With small deployments it usually isn't too difficult to re-deploy a previous commit. But once you get big enough you've got enough developers that half a dozen PRs will have been merged since the start of the incident and now. How viable is it to stop the world, undo everything, and start from scratch any time a deployment causes the tiniest issues?

Realistically the best you're going to get is merging a revert of the problematic changeset - but with the intervening merges that's still going to bring the system in a novel state. You're rolling forwards, not backwards.

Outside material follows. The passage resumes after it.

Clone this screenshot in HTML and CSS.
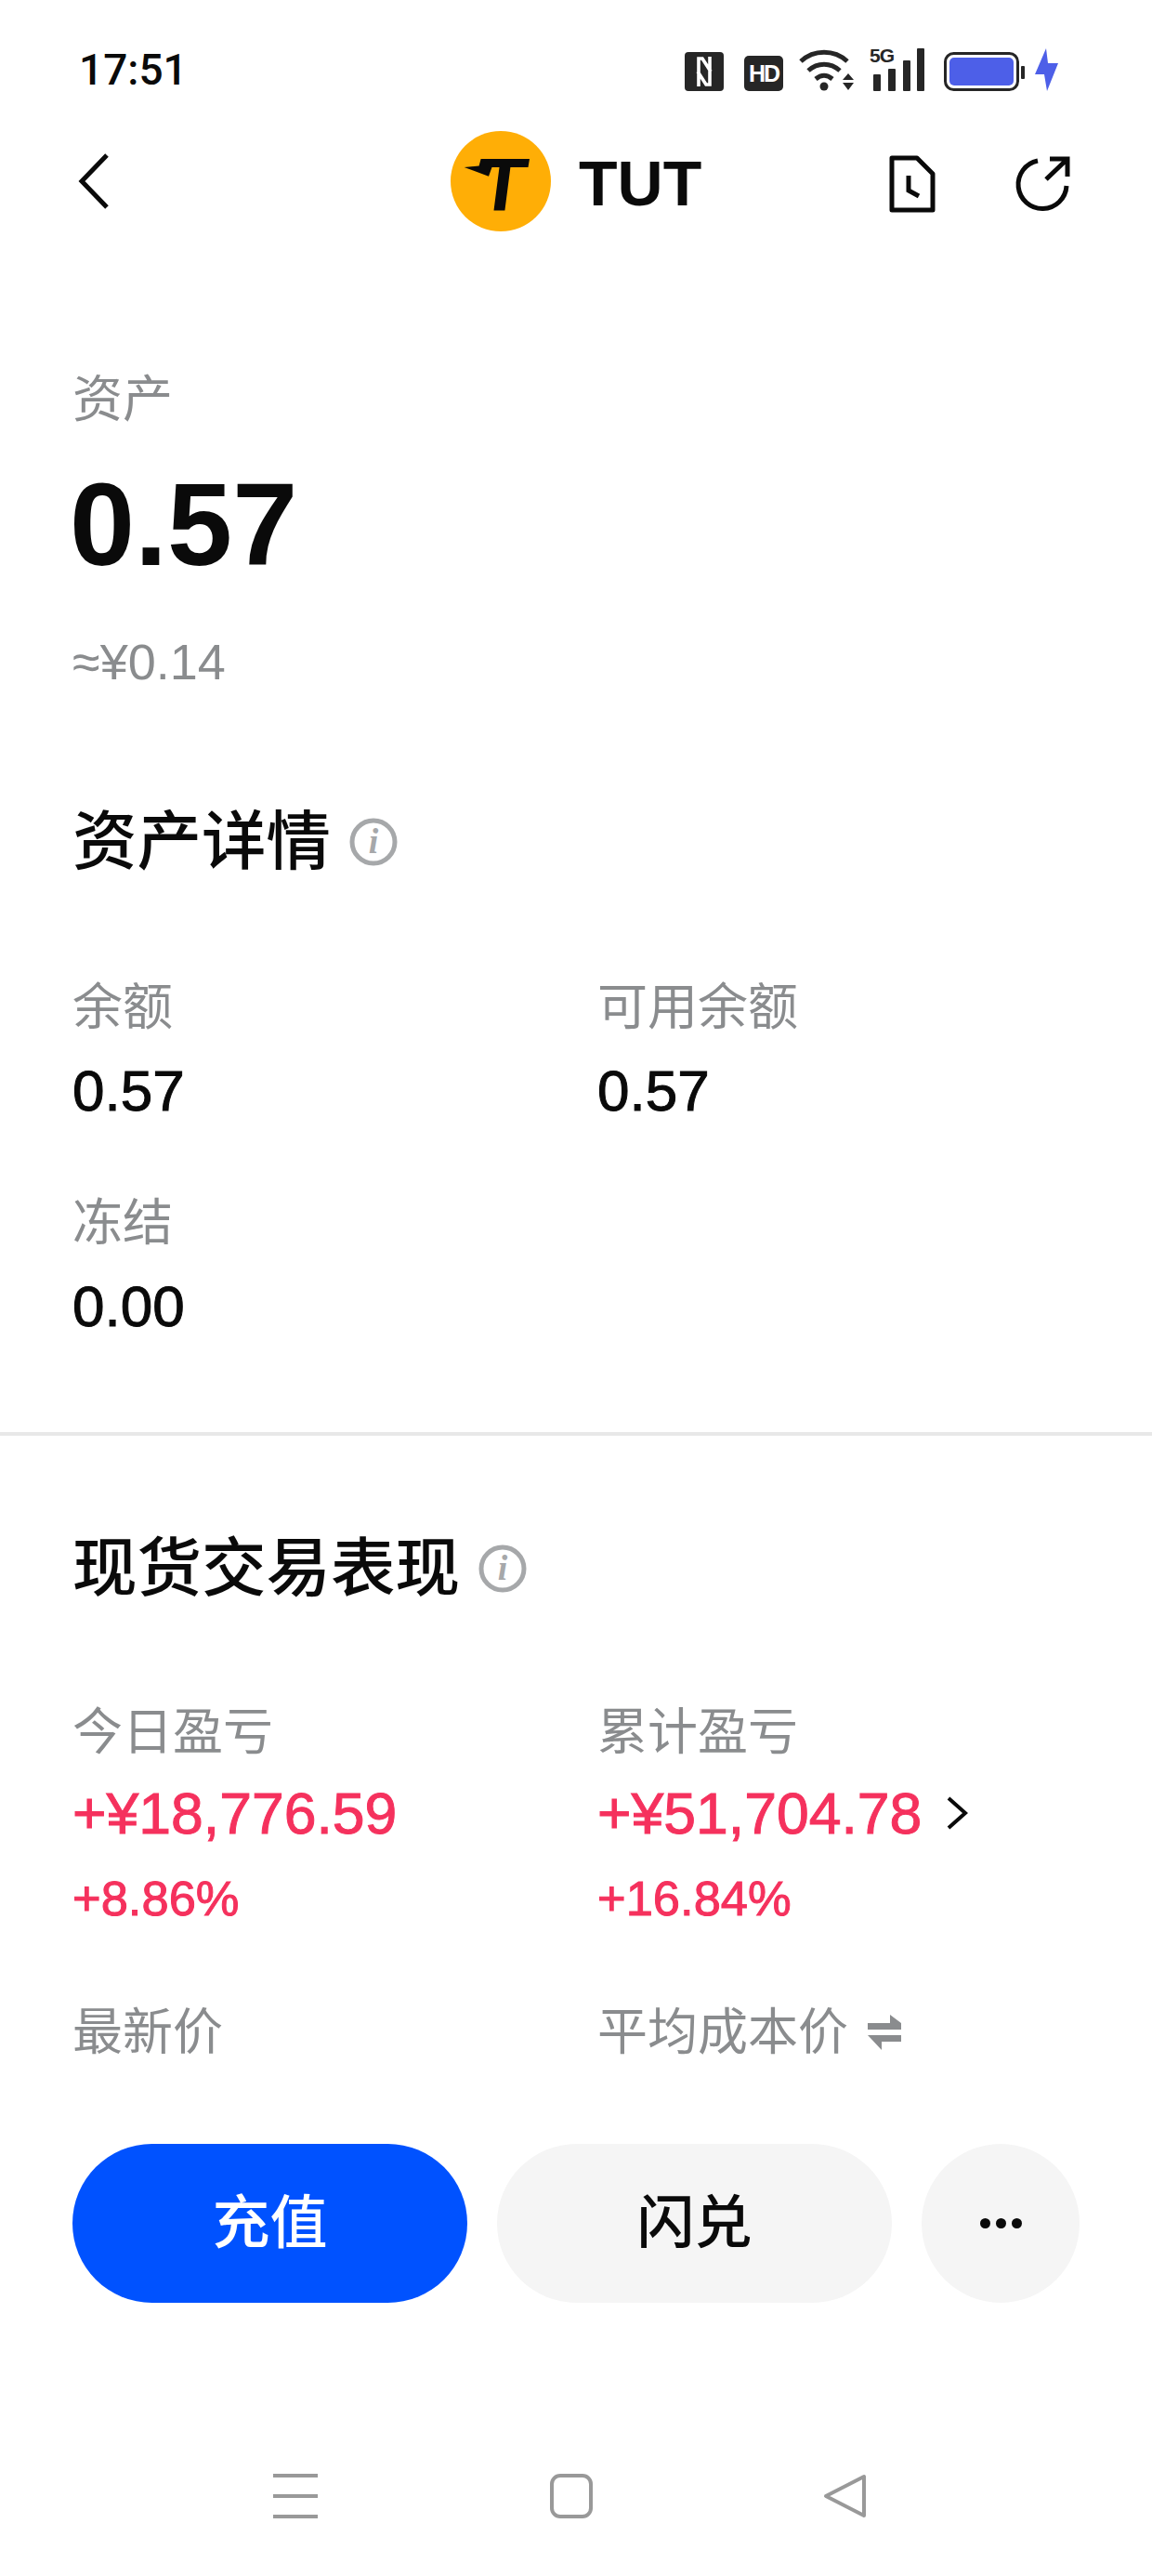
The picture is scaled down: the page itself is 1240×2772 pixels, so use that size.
FILE: index.html
```html
<!DOCTYPE html>
<html lang="zh-CN">
<head>
  <meta charset="UTF-8">
  <title>TUT</title>
  <link rel="stylesheet" href="styles.css">
</head>
<body>
  <div class="phone">

    <!-- STATUS BAR -->
    <div class="status-bar">
      <span class="time">17:51</span>
      <div class="status-icons">
        <svg class="st-nfc" width="42" height="42" viewBox="0 0 42 42"><rect width="42" height="42" rx="4" fill="#262626"/><path d="M15 37V7h4l9 14M27 5v30h-4l-9-14" fill="none" stroke="#fff" stroke-width="3.6"/></svg>
        <span class="st-hd">HD</span>
        <svg class="st-wifi" width="60" height="46" viewBox="0 0 60 46"><g fill="none" stroke="#262626" stroke-width="5"><path d="M2 14C16 1 38 1 52 14"/><path d="M10 24c10-9 24-9 34 0"/><path d="M18 33c6-5 12-5 18 0"/></g><circle cx="27" cy="41" r="4.5" fill="#262626"/><path d="M53 27l6 7H47zM47 37h12l-6 8z" fill="#262626"/></svg>
        <div class="st-signal">
          <span class="st-5g">5G</span>
          <svg width="60" height="46" viewBox="0 0 60 46"><g fill="#262626"><rect x="4" y="28" width="8" height="18" rx="1"/><rect x="20" y="22" width="8" height="24" rx="1"/><rect x="36" y="13" width="8" height="33" rx="1"/><rect x="51" y="0" width="8" height="46" rx="1"/></g></svg>
        </div>
        <svg class="st-batt" width="88" height="42" viewBox="0 0 88 42"><rect x="1.5" y="1.5" width="78" height="39" rx="9" fill="none" stroke="#262626" stroke-width="3"/><rect x="6" y="6" width="69" height="30" rx="5" fill="#4d5fe8"/><rect x="83" y="15" width="4" height="14" rx="1" fill="#262626"/></svg>
        <svg class="st-bolt" width="26" height="46" viewBox="0 0 26 46"><path d="M12 0L0 28h10l3 18L25 16H14z" fill="#4d5fe8"/></svg>
      </div>
    </div>

    <!-- HEADER -->
    <div class="nav">
      <svg class="nav-back" width="34" height="60" viewBox="0 0 34 60"><path d="M31 2L4 30l27 28" fill="none" stroke="#0a0a0a" stroke-width="5"/></svg>
      <div class="nav-title">
        <svg width="108" height="108" viewBox="0 0 108 108"><circle cx="54" cy="54" r="54" fill="#ffae06"/><path d="M32.6 30H85L83.5 39H64.4L58.4 85.6H46.5L52.5 39H44.5L41 48.7 14.7 39 30.6 37.6z" fill="#0a0a0a"/></svg>
        <span class="coin-name">TUT</span>
      </div>
      <div class="nav-actions">
        <svg width="50" height="62" viewBox="0 0 50 62"><path d="M3 3H30L47 20V59H3z" fill="none" stroke="#0a0a0a" stroke-width="5" stroke-linejoin="round"/><path d="M21 22V38L32 44" fill="none" stroke="#0a0a0a" stroke-width="5"/></svg>
        <svg width="60" height="62" viewBox="0 0 60 62"><path d="M25 6A26 26 0 1 0 56 33" fill="none" stroke="#0a0a0a" stroke-width="5"/><path d="M34 26L56 5M38 4H57V23" fill="none" stroke="#0a0a0a" stroke-width="5"/></svg>
      </div>
    </div>

    <!-- ASSET -->
    <section class="asset">
      <div class="label">资产</div>
      <div class="asset-amount">0.57</div>
      <div class="asset-cny">≈¥0.14</div>
    </section>

    <!-- DETAILS -->
    <section class="details">
      <h2 class="section-title">资产详情
        <svg class="info" width="52" height="52" viewBox="0 0 52 52"><circle cx="26" cy="26" r="23" fill="none" stroke="#a6a8aa" stroke-width="5"/><text x="26" y="38" class="info-i">i</text></svg>
      </h2>
      <div class="grid">
        <div class="cell">
          <div class="label">余额</div>
          <div class="value">0.57</div>
        </div>
        <div class="cell">
          <div class="label">可用余额</div>
          <div class="value">0.57</div>
        </div>
        <div class="cell">
          <div class="label">冻结</div>
          <div class="value">0.00</div>
        </div>
      </div>
    </section>

    <div class="divider"></div>

    <!-- SPOT PERFORMANCE -->
    <section class="spot">
      <h2 class="section-title">现货交易表现
        <svg class="info" width="52" height="52" viewBox="0 0 52 52"><circle cx="26" cy="26" r="23" fill="none" stroke="#a6a8aa" stroke-width="5"/><text x="26" y="38" class="info-i">i</text></svg>
      </h2>
      <div class="grid">
        <div class="cell">
          <div class="label">今日盈亏</div>
          <div class="pnl">+¥18,776.59</div>
          <div class="pct">+8.86%</div>
        </div>
        <div class="cell">
          <div class="label">累计盈亏</div>
          <div class="pnl">+¥51,704.78
            <svg width="24" height="36" viewBox="0 0 24 36"><path d="M3 2L21 18 3 34" fill="none" stroke="#0a0a0a" stroke-width="4"/></svg>
          </div>
          <div class="pct">+16.84%</div>
        </div>
        <div class="cell">
          <div class="label">最新价</div>
        </div>
        <div class="cell">
          <div class="label">平均成本价
            <svg class="swap" width="38" height="38" viewBox="0 0 38 38"><path d="M1 9H25V0L37 9V16H1zM37 22V29H16V38L1 22z" fill="#8a8c8e"/></svg>
          </div>
        </div>
      </div>
    </section>

    <!-- BUTTONS -->
    <div class="actions">
      <div class="btn btn-primary">充值</div>
      <div class="btn btn-light">闪兑</div>
      <div class="btn-more"><span></span><span></span><span></span></div>
    </div>

    <!-- ANDROID NAV -->
    <div class="sys-nav">
      <div class="sys-menu"><span></span><span></span><span></span></div>
      <div class="sys-home"></div>
      <svg width="48" height="48" viewBox="0 0 48 48"><path d="M44 3V45L3 24z" fill="none" stroke="#999" stroke-width="4" stroke-linejoin="round"/></svg>
    </div>

  </div>
</body>
</html>
```
FILE: styles.css
```css
* { box-sizing: border-box; }

html, body {
  margin: 0;
  background: #fff;
}

.phone {
  width: 1240px;
  height: 2772px;
  overflow: hidden;
  font-family: "Liberation Sans", "Noto Sans CJK SC", sans-serif;
  color: #0a0a0a;
}

/* status bar */
.status-bar {
  display: flex;
  justify-content: space-between;
  align-items: center;
  height: 50px;
  margin-top: 50px;
  padding: 0 100px 0 85px;
}
.time {
  font-family: Roboto, sans-serif;
  font-size: 46px;
  font-weight: 500;
  line-height: 50px;
}
.status-icons {
  display: flex;
  align-items: flex-end;
  gap: 22px;
}
.st-hd {
  width: 42px;
  height: 38px;
  background: #262626;
  border-radius: 5px;
  color: #fff;
  font-size: 25px;
  font-weight: 700;
  line-height: 38px;
  text-align: center;
  letter-spacing: -2px;
}
.st-wifi { margin-left: -5px; }
.st-signal {
  position: relative;
  margin-left: -6px;
}
.st-signal svg { display: block; }
.st-5g {
  position: absolute;
  left: 0;
  top: -4px;
  font-size: 21px;
  font-weight: 700;
  letter-spacing: -1px;
  color: #262626;
}
.st-batt { margin-left: -2px; }
.st-bolt { margin-left: -12px; }

/* header */
.nav {
  display: flex;
  align-items: center;
  height: 108px;
  margin-top: 41px;
  padding: 0 88px 0 84px;
}
.nav-back { flex: none; }
.nav-title {
  display: flex;
  align-items: center;
  gap: 30px;
  margin-left: 367px;
}
.coin-name {
  font-size: 68px;
  font-weight: 700;
  padding-top: 3px;
}
.nav-actions {
  display: flex;
  align-items: center;
  gap: 85px;
  margin-top: 6px;
  margin-left: auto;
}

/* asset block */
.asset {
  padding: 0 78px;
  margin-top: 141px;
}
.label {
  font-size: 54px;
  line-height: 80px;
  color: #8a8c8e;
  display: flex;
  align-items: center;
  white-space: nowrap;
}
.asset-amount {
  font-size: 126px;
  font-weight: 700;
  line-height: 150px;
  margin-top: 20px;
  margin-left: -3px;
}
.asset-cny {
  font-size: 54px;
  line-height: 70px;
  color: #8a8c8e;
  margin-top: 37px;
}

/* sections */
.details {
  padding: 0 78px;
  margin-top: 119px;
}
.section-title {
  display: flex;
  align-items: center;
  margin: 0;
  font-size: 69.5px;
  font-weight: 500;
  line-height: 80px;
}
.info { margin-left: 20px; }
.info-i {
  font-family: "Liberation Serif", serif;
  font-size: 38px;
  font-style: italic;
  font-weight: 700;
  text-anchor: middle;
  fill: #a6a8aa;
}
.grid {
  display: grid;
  grid-template-columns: 565px 1fr;
}
.details .grid {
  margin-top: 98px;
  row-gap: 62px;
}
.value {
  font-size: 62px;
  line-height: 80px;
  margin-top: 10px;
  -webkit-text-stroke: 1px #0a0a0a;
}
.divider {
  height: 4px;
  margin-top: 95px;
  background: #e8e8e8;
}
.spot {
  padding: 0 78px;
  margin-top: 103px;
}
.spot .grid {
  margin-top: 96px;
  row-gap: 69px;
}
.pnl {
  display: flex;
  align-items: center;
  gap: 26px;
  font-size: 62.5px;
  line-height: 80px;
  margin-top: 7px;
  color: #f5315d;
  -webkit-text-stroke: 1px #f5315d;
  white-space: nowrap;
}
.pct {
  font-size: 52.5px;
  line-height: 70px;
  margin-top: 17px;
  color: #f5315d;
  -webkit-text-stroke: 1px #f5315d;
}
.swap { margin-left: 20px; }

/* buttons */
.actions {
  display: flex;
  gap: 32px;
  margin-top: 80px;
  padding: 0 78px;
}
.btn {
  flex: none;
  width: 425px;
  height: 171px;
  border-radius: 86px;
  font-size: 62px;
  font-weight: 500;
  line-height: 171px;
  text-align: center;
}
.btn-primary {
  background: #0052ff;
  color: #fff;
}
.btn-light { background: #f5f5f5; }
.btn-more {
  display: flex;
  justify-content: center;
  align-items: center;
  gap: 6px;
  flex: none;
  width: 170px;
  height: 171px;
  border-radius: 50%;
  background: #f5f5f5;
}
.btn-more span {
  width: 11px;
  height: 11px;
  border-radius: 50%;
  background: #0a0a0a;
}

/* system nav */
.sys-nav {
  display: flex;
  align-items: center;
  height: 50px;
  margin-top: 183px;
  padding-left: 294px;
}
.sys-menu {
  display: flex;
  flex-direction: column;
  justify-content: space-between;
  width: 48px;
  height: 48px;
}
.sys-menu span {
  height: 4px;
  background: #999;
}
.sys-home {
  width: 46px;
  height: 48px;
  margin-left: 250px;
  border: 4px solid #999;
  border-radius: 11px;
}
.sys-nav svg { margin-left: 248px; }
```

replies(4): >>newsof+1q >>yuliyp+xr >>gabrie+AM >>jameso+NO

>>crote+2p
If companies like Cloudflare haven't figured out how to do reliable rollbacks, there seems little hope for any of us.

>>crote+2p
I'd presume they have the ability to deploy a previous artifact vs only tip-of-master.

>>crote+2p
That will depend on how you structure your deployments, on some large tech companies, while thousands of changes little are made every hour, and deployments are mande in n-day cycles. A cut-off point in time is made where the first 'green' commit after that is picked for the current deployment, and if that fails in an unexpected way you just deploy the last binary back, fix (and test) whatever broke and either try again or just abandon the release if the next cut is already close-by.

>>crote+2p
Disclosure: Former Cloudflare SRE.

The short answer is "yes" due to the way the configuration management works. Other infrastructure changes or service upgrades might get undone, but it's possible. Or otherwise revert the commit that introduced the package bump with the new code and force that to rollout everywhere rather than waiting for progressive rollout.

There shouldn't be much chance of bringing the system to a novel state because configuration management will largely put things into the correct state. (Where that doesn't work is if CM previously created files, it won't delete them unless explicitly told to do so.)

replies(1): >>mewpme+vd1

>>drysar+Ol
Cloudflare is supposed to protect me from occasional ddos, not take my business offline entirely.

This can be architected in such a way that if one rules engine crashes, other systems are not impacted and other rules, cached rules, heuristics, global policies, etc. continue to function and provide shielding.

You can't ask for Cloudflare to turn on a dime and implement this in this manner. Their infra is probably very sensibly architected by great engineers. But there are always holes, especially when moving fast, migrating systems, etc. And there's probably room for more resiliency.

>>jameso+NO
> service upgrades might get undone, but it's possible.

But who knows what issues might reverting other team's stuff bring?